Intro: Moderator Thornhill: Ringling Brothers Barnum and Bailey circus closed their tent after 146 consecutive years so now the greatest show on earth is CCJR.

Seth is the CCJR ringmaster and has put this meeting on for 36 years in Orlando and 18 years here in Las Vegas for a total of 54 times. He has trained over 2,500 orthopedic surgeons from around the world. Seth you are a true innovator in orthopedic education. You can see this sort of electronic use and everything else that we have and we all owe you a great deal of gratitude.

We are going to start out with a very interesting and very pertinent shoulder debate; “Four-Part FX in an Active 70-Year-Old: Reverse is Overkill” and the affirmative is my friend Bill Levine, Chairman at Columbia University.

Dr. Levine: We are talking about reverse shoulder and I am against a guy who is brilliant, erudite and Past President of the American Shoulder and Elbow Society (ASES).

He runs an institute for crying out loud, so it’s really hard to go against that.

AND he is friends with legendary Harvard Professor Michael Porter which he’ll tell you about, I’m sure, throughout his talk.

I’m just a simple guy from Fargo, North Dakota. I was born in 1964—which was the same year Supreme Court Justice Potter Stewart said about pornography; “I know it when I see it”. I feel the same way about value.

Point number 1: we are operating on way too many proximal humeral fractures and I think all of us need to recognize that.

Vani Sabesan from Michigan did a registry review looking at 550,000 patients from 2004-2014 (Aging Clin Exp Res, 2017). The ORIF prevalence in that 10-year period is going through the roof and the reverse shoulder is starting to come close to hemiarthroplasty for four-part fractures. They extrapolated their data out to 2032 and pretty much everybody in the room is going to get a plate and lots of us are going to have reverses on the current trend.

So why would you use a reverse total shoulder arthroplasty? It’s more expensive. It leads to more functional restrictions for this active 70-year-old patient. And there are more long-term durability concerns than other options.

Why not use a hemiarthroplasty? It’s less expensive, there are no restrictions in function and it leads reliably to pain relief.

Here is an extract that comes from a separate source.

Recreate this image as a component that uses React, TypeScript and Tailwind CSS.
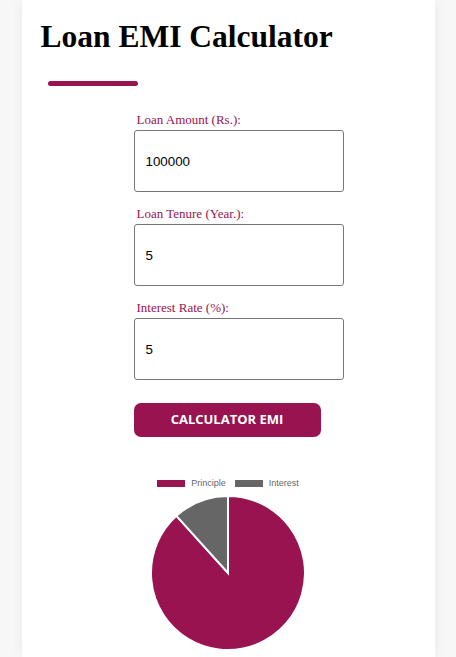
import React from "react";

const MAROON = "#98134f";

function pieSlice(cx: number, cy: number, r: number, startFrac: number, endFrac: number) {
  const a0 = startFrac * Math.PI * 2 - Math.PI / 2;
  const a1 = endFrac * Math.PI * 2 - Math.PI / 2;
  const x0 = cx + r * Math.cos(a0);
  const y0 = cy + r * Math.sin(a0);
  const x1 = cx + r * Math.cos(a1);
  const y1 = cy + r * Math.sin(a1);
  const large = endFrac - startFrac > 0.5 ? 1 : 0;
  return `M${cx} ${cy} L${x0} ${y0} A${r} ${r} 0 ${large} 1 ${x1} ${y1} Z`;
}

function Field({ label, value }: { label: string; value: string }) {
  return (
    <div className="flex flex-col">
      <label className="pl-[3px] mb-[3px] text-[13px] leading-[15px] text-[#98134f] font-['Liberation_Serif',serif]">
        {label}
      </label>
      <input
        readOnly
        value={value}
        className="w-[210px] h-[62px] px-[11px] border border-[#767676] rounded-[3px] text-[13.33px] text-black font-['Liberation_Sans',Arial,sans-serif] outline-none"
      />
    </div>
  );
}

export default function App() {
  const principal = 100000;
  const r = 5 / 1200;
  const n = 60;
  const emi = (principal * r * Math.pow(1 + r, n)) / (Math.pow(1 + r, n) - 1);
  const interest = emi * n - principal;
  const principalFrac = principal / (principal + interest);

  return (
    <div className="min-h-screen bg-[#f7f7f7]">
      <div className="mx-auto w-[413px] min-h-[657px] bg-white shadow-[0_0_12px_rgba(0,0,0,0.06)] px-[19px] pt-[18px]">
        <h1 className="text-[31.5px] leading-[37px] font-bold text-black font-['Liberation_Serif',serif]">
          Loan EMI Calculator
        </h1>
        <div className="ml-[7px] mt-[26px] w-[90px] h-[5px] rounded-full" style={{ backgroundColor: MAROON }} />

        <div className="ml-[93px] mt-[26px] flex flex-col gap-[14px]">
          <Field label="Loan Amount (Rs.):" value="100000" />
          <Field label="Loan Tenure (Year.):" value="5" />
          <Field label="Interest Rate (%):" value="5" />
        </div>

        <button className="ml-[93px] mt-[23px] w-[187px] h-[34px] rounded-[7px] bg-[#98134f] text-white text-[13px] font-bold uppercase font-['Open_Sans',sans-serif]">
          Calculator EMI
        </button>

        <div className="mt-[40px] flex flex-col items-center">
          <div className="flex items-center gap-[6px] text-[9px] text-[#666] font-['Liberation_Sans',Arial,sans-serif]">
            <span className="w-[28px] h-[7px]" style={{ backgroundColor: MAROON }} />
            <span>Principle</span>
            <span className="ml-[3px] w-[28px] h-[7px] bg-[#666666]" />
            <span>Interest</span>
          </div>
          <svg width="160" height="160" viewBox="0 0 160 160" className="mt-[2px]">
            <path d={pieSlice(80, 80, 77, 0, principalFrac)} fill={MAROON} stroke="#fff" strokeWidth="2" />
            <path d={pieSlice(80, 80, 77, principalFrac, 1)} fill="#666666" stroke="#fff" strokeWidth="2" />
          </svg>
        </div>
      </div>
    </div>
  );
}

Here is a real problem JP is going to have to defend. His good friend Rich Hawkins from South Carolina recently published a paper with JT Tokish showing that reverse isn’t even better than doing nothing in their small cohort (JSES, 2016). I am wondering what JP is going to say to us in a few minutes.

Point number 2: comparing hemiarthroplasty to reverse. We have poor studies of a retrospective nature, very small numbers.

If we look at what is available there is a study back in 2009 (Gallinet, Orthop Trauma) that showed better forward elevation and better abduction with reverse but, not surprisingly, better rotation because of tuberosity healing with hemiarthroplasty. Their DASH scores or patient reported outcomes were identical.

Here is the real concern reported in this paper: 3 patients had tuberosity failure which we know leads to catastrophic failure for hemiarthroplasty (n=21). But 15 of this very small cohort of reverse patients (n=19) had scapular notching, which initially we thought wasn’t a big deal, but now following the French 30-year history with reverse, we know is a big deal and does lead to clinical failures.

A systematic review by my former fellow, John Bell (JSES, 2013), showed improved forward flexion and functional outcomes with reverse as well as equal complications. And our Canadian colleagues showed in a cost utility model using Canadian data, very clear to point out, not American data, found a reverse was more cost effective than a hemiarthroplasty (Osterhoff, Value in Health, 2017).